I did not know my heart could smell like sunshine and wear cowboy boots.

Noah taught me Mother Love. That is one of the most fulfilling things Noah has taught me. Tyler taught me what I wasn't sure was truly possible - how Mother Love has an incredible way of stretching so that another little soul fits in it. That is one of the most amazing things Tyler has taught me. So, I was prepared to love this next one. I was prepared for my heart to stretch even more and gather up this new little soul. In fact, it's safe to say I already loved this little one. Without knowing its name, how his or her hand fit in mine, without breathing in its sleeping self or even knowing its gender, my heart had already stretched to fit it in.

So, here I am...4 a.m. and mourning. The tears have come and gone through the paragraphs. I'm not even sure if I'm sounding coherent. Right now, I just am. I just am taking this day by day and trying not to have expectations or set limitations. Just am trying to experience these feelings as they come. Just am trying to live in the comfort of Christ. Just am trying to now slow down and let myself grieve as it's just been too hectic the last seven weeks. Just am trying to focus on the good in what's to come and not dwell on the details of what has happened.

Just am breathing in the scent of my floppy haired little boy who just found me at the computer. Just am wrapping him in his blanket and snuggling him in my lap. Just am planting long kisses on his baby face and finding peace in his sweet, silent smile and his brown eyes. Just am feeling the weight of his body as it rests so perfectly in my lap and against my chest. Just am resting my cheek against his hair and finding peace in the little voice that now wants to go get some socks on. Just am finding my heart stretching more as Little T rests his head on my shoulder, squeezes my neck, pulls back to look into my eyes and gently says, "Wuv you so much."
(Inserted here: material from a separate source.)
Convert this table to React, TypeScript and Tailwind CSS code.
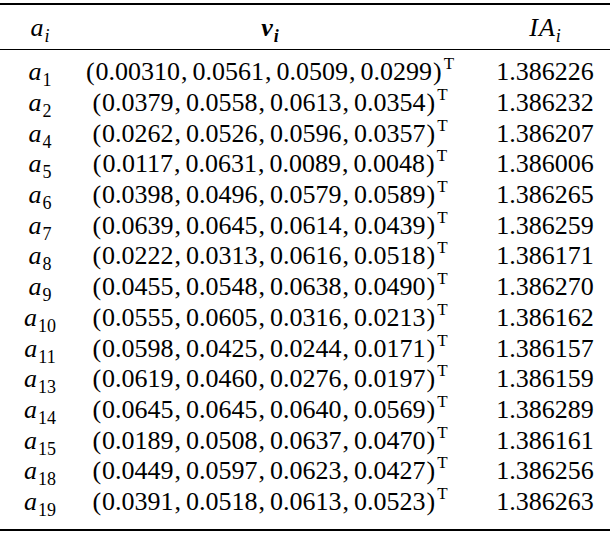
/** 权重向量与 IA 值表格（LaTeX booktabs 风格）。 */

const rows: { i: string; v: string[]; ia: string }[] = [
  { i: '1', v: ['0.00310', '0.0561', '0.0509', '0.0299'], ia: '1.386226' },
  { i: '2', v: ['0.0379', '0.0558', '0.0613', '0.0354'], ia: '1.386232' },
  { i: '4', v: ['0.0262', '0.0526', '0.0596', '0.0357'], ia: '1.386207' },
  { i: '5', v: ['0.0117', '0.0631', '0.0089', '0.0048'], ia: '1.386006' },
  { i: '6', v: ['0.0398', '0.0496', '0.0579', '0.0589'], ia: '1.386265' },
  { i: '7', v: ['0.0639', '0.0645', '0.0614', '0.0439'], ia: '1.386259' },
  { i: '8', v: ['0.0222', '0.0313', '0.0616', '0.0518'], ia: '1.386171' },
  { i: '9', v: ['0.0455', '0.0548', '0.0638', '0.0490'], ia: '1.386270' },
  { i: '10', v: ['0.0555', '0.0605', '0.0316', '0.0213'], ia: '1.386162' },
  { i: '11', v: ['0.0598', '0.0425', '0.0244', '0.0171'], ia: '1.386157' },
  { i: '13', v: ['0.0619', '0.0460', '0.0276', '0.0197'], ia: '1.386159' },
  { i: '14', v: ['0.0645', '0.0645', '0.0640', '0.0569'], ia: '1.386289' },
  { i: '15', v: ['0.0189', '0.0508', '0.0637', '0.0470'], ia: '1.386161' },
  { i: '18', v: ['0.0449', '0.0597', '0.0623', '0.0427'], ia: '1.386256' },
  { i: '19', v: ['0.0391', '0.0518', '0.0613', '0.0523'], ia: '1.386263' },
]

/** 数学斜体字母加下标。 */
function Sub({ base, sub, bold = false }: { base: string; sub: string; bold?: boolean }) {
  const numeric = /^\d+$/.test(sub)
  return (
    <span className={bold ? 'italic font-bold' : 'italic'}>
      {base}
      <span className={'text-[18px] relative top-[6px] ml-[1px] ' + (numeric ? 'not-italic' : '')}>{sub}</span>
    </span>
  )
}

/** 向量 (x, y, z, w)^T。 */
function Vec({ v }: { v: string[] }) {
  return (
    <span className="whitespace-nowrap">
      <span className="mr-[1px]">(</span>
      {v.map((x, k) => (
        <span key={k}>
          {x}
          {k < v.length - 1 && <span className="ml-[1px] mr-[5px]">,</span>}
        </span>
      ))}
      <span className="ml-[1px]">)</span>
      <span className="text-[17px] relative -top-[11px] ml-[2px]">T</span>
    </span>
  )
}

export default function App() {
  return (
    <div className="w-[610px] h-[538px] bg-white text-black text-[26px] pt-[3px] font-['Liberation_Serif']">
      <div className="h-[2px] bg-black" />
      <div className="flex items-center h-[44px]">
        <div className="w-[80px] text-center">
          <Sub base="a" sub="i" />
        </div>
        <div className="w-[380px] text-center">
          <Sub base="v" sub="i" bold />
        </div>
        <div className="ml-auto w-[130px] text-center italic">
          I<span className="ml-[1px]">A</span>
          <span className="text-[18px] relative top-[6px] ml-[1px]">i</span>
        </div>
      </div>
      <div className="h-[1px] bg-black" />
      <div className="pt-[7px] pb-[12px]">
        {rows.map((r) => (
          <div key={r.i} className="flex items-center h-[30.7px] leading-none">
            <div className="w-[80px] text-center">
              <Sub base="a" sub={r.i} />
            </div>
            <div className="w-[380px] text-center">
              <Vec v={r.v} />
            </div>
            <div className="ml-auto w-[130px] text-center">{r.ia}</div>
          </div>
        ))}
      </div>
      <div className="h-[2px] bg-black" />
    </div>
  )
}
Thank you, God, that comfort always comes just as I need it.

5 comments:

Gina said...

That was powerful Jen....you have to stop making me tear up. You are such a special person - mom - friend. I know I am lucky to have ya! and so are Noah and Tyler!

Melissa Stuff said...

Hey Hon, I just wanted you to know that I cried with you through this blog. It's so similar to my own story and so easy to feel like no one else can truly understand something so personal and so private . . . and yet not.

Thank you for being honest and for sharing. Know that my heart is right there with you.

My Kids' Mom said...

Hey girls,

And, how would I survive without girlfriends? :) Thanks for sharing these sweet thoughts with me. I just have moments and am doing better today.

Love you girls!

StephO said...

Finally catching up on your blog and I just want to run over to your house and give you a big huge hug. Sending lots of love to you across the street :)

Country Asian Guy said...

LOVE YOU JEN! I'm about to cry, but I don't care. You're the best little big sister a brother could ask for. And I'm pretty sure those two little ones couldn't have gotten a better mother. I'm thinking of you.